Figure 3. Frederick Catherwood, The Ruins of Uxmal (1844)
The causes of this decline were multifactorial. Palaeoenvironmental data indicates cycles of severe drought during the period of political unravelling. Combined with deforestation, soil depletion from intensive agriculture, and mounting population pressures, these climatic stresses undermined the subsistence base that supported Maya elites (Demarest 2004, 231–234). Water reservoirs dried, fields lost productivity, and the delicate balance between labour, tribute, and ecological yield became precarious.
Elite competition intensified just as resources shrank. Rival kings engaged in elaborate ritual warfare, erected stelae to commemorate their victories, and expanded their palatial complexes to affirm their divine status. These symbolic expenditures consumed labour and resources that were increasingly scarce. Political leaders doubled down on the ritual and monumental strategies that had underwritten legitimacy in times of abundance, even as those strategies exacerbated ecological strain. The moral ecology of divine kingship—a system linking cosmic order to the person of the ruler—offered little conceptual room for institutional reinvention.

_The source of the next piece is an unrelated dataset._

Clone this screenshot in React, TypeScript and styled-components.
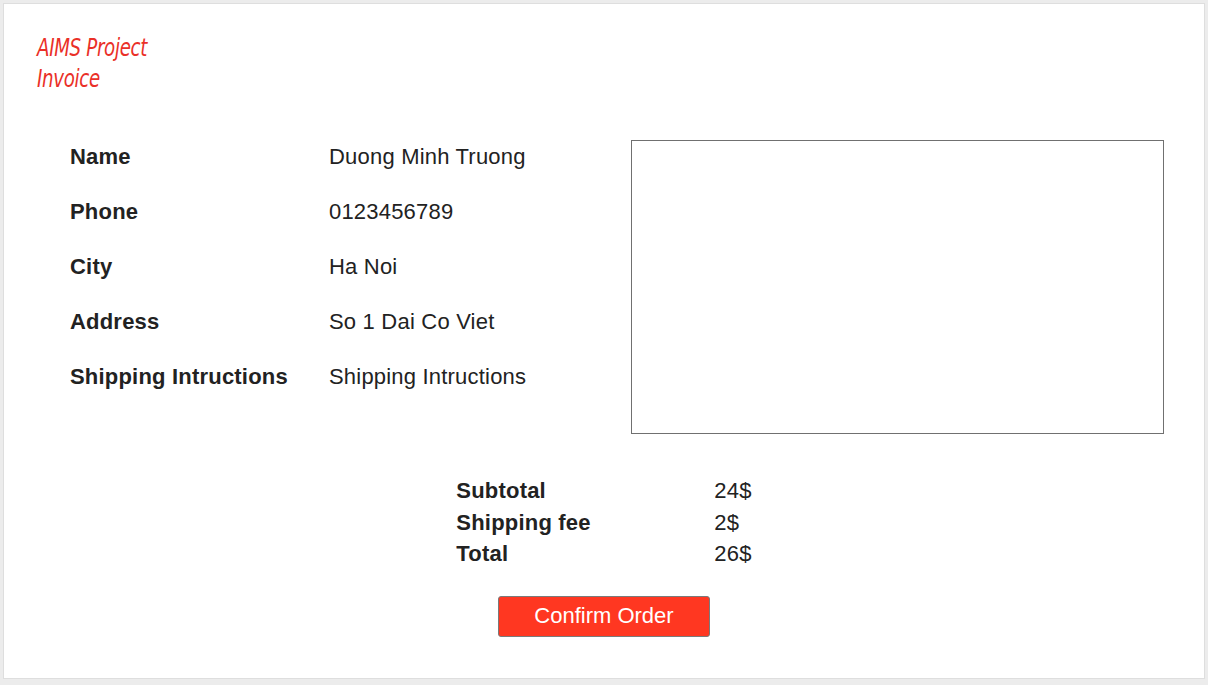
import React from "react";
import styled, { createGlobalStyle } from "styled-components";

const Global = createGlobalStyle`
  html, body { margin: 0; padding: 0; background: #ececec; }
  body { font-family: "Liberation Sans", Arial, sans-serif; color: #222; }
`;

const Panel = styled.div`
  box-sizing: border-box;
  margin: 3px 0 0 3px;
  width: 1202px;
  height: 676px;
  background: #fff;
  border: 1px solid #dedede;
  padding: 28px 0 0 33px;
  display: flex;
  flex-direction: column;
`;

const Title = styled.div`
  font-family: "Liberation Sans Narrow", "DejaVu Sans Condensed", "Liberation Sans", sans-serif;
  font-stretch: condensed;
  font-style: italic;
  font-size: 25px;
  line-height: 31px;
  color: #ea3028;
  letter-spacing: -0.4px;
  transform: scaleX(0.81);
  transform-origin: left top;
`;

const Info = styled.div`
  display: flex;
  margin: 46px 0 0 33px;
`;

const Fields = styled.div`
  box-sizing: border-box;
  width: 561px;
  padding-top: 4px;
  display: grid;
  grid-template-columns: 259px auto;
  grid-auto-rows: 25px;
  row-gap: 30px;
  align-content: start;
  font-size: 22px;
  line-height: 25px;
  letter-spacing: 0.2px;
`;

const Label = styled.div`
  font-weight: bold;
  white-space: nowrap;
`;

const Value = styled.div`
  white-space: nowrap;
`;

const Preview = styled.div`
  box-sizing: border-box;
  width: 533px;
  height: 294px;
  border: 1px solid #707070;
  background: #fff;
`;

const Summary = styled.div`
  align-self: center;
  margin: 41px 0 0 -33px;
  display: grid;
  grid-template-columns: 258px auto;
  font-size: 22px;
  line-height: 31.5px;
  letter-spacing: 0.2px;
`;

const ConfirmButton = styled.button`
  align-self: center;
  margin: 26px 0 0 -33px;
  box-sizing: border-box;
  width: 212px;
  height: 41px;
  background: #ff3721;
  border: 1px solid #7a7a7a;
  border-radius: 3px;
  color: #fff;
  font-family: "Liberation Sans", Arial, sans-serif;
  font-size: 22px;
  padding: 0;
  cursor: pointer;
`;

const fields: [string, string][] = [
  ["Name", "Duong Minh Truong"],
  ["Phone", "0123456789"],
  ["City", "Ha Noi"],
  ["Address", "So 1 Dai Co Viet"],
  ["Shipping Intructions", "Shipping Intructions"],
];

const totals: [string, string][] = [
  ["Subtotal", "24$"],
  ["Shipping fee", "2$"],
  ["Total", "26$"],
];

export default function App() {
  return (
    <>
      <Global />
      <Panel>
        <Title>
          AIMS Project
          <br />
          Invoice
        </Title>
        <Info>
          <Fields>
            {fields.map(([k, v]) => (
              <React.Fragment key={k}>
                <Label>{k}</Label>
                <Value>{v}</Value>
              </React.Fragment>
            ))}
          </Fields>
          <Preview />
        </Info>
        <Summary>
          {totals.map(([k, v]) => (
            <React.Fragment key={k}>
              <Label>{k}</Label>
              <Value>{v}</Value>
            </React.Fragment>
          ))}
        </Summary>
        <ConfirmButton>Confirm Order</ConfirmButton>
      </Panel>
    </>
  );
}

The Maya case reveals a recurring pattern: when ecological strain converges with elite overproduction, collapse accelerates. Ritual authority became brittle precisely when innovation was most needed. When kings could no longer guarantee rainfall or fertility—roles central to their cosmic function—their legitimacy dissolved. Populations emigrated, cities depopulated, and political centres fragmented. Yet collapse was not uniform. While the southern lowlands emptied, northern centres such as Chichén Itzá persisted or expanded, underscoring that collapse is rarely total; it reorganizes as it destroys.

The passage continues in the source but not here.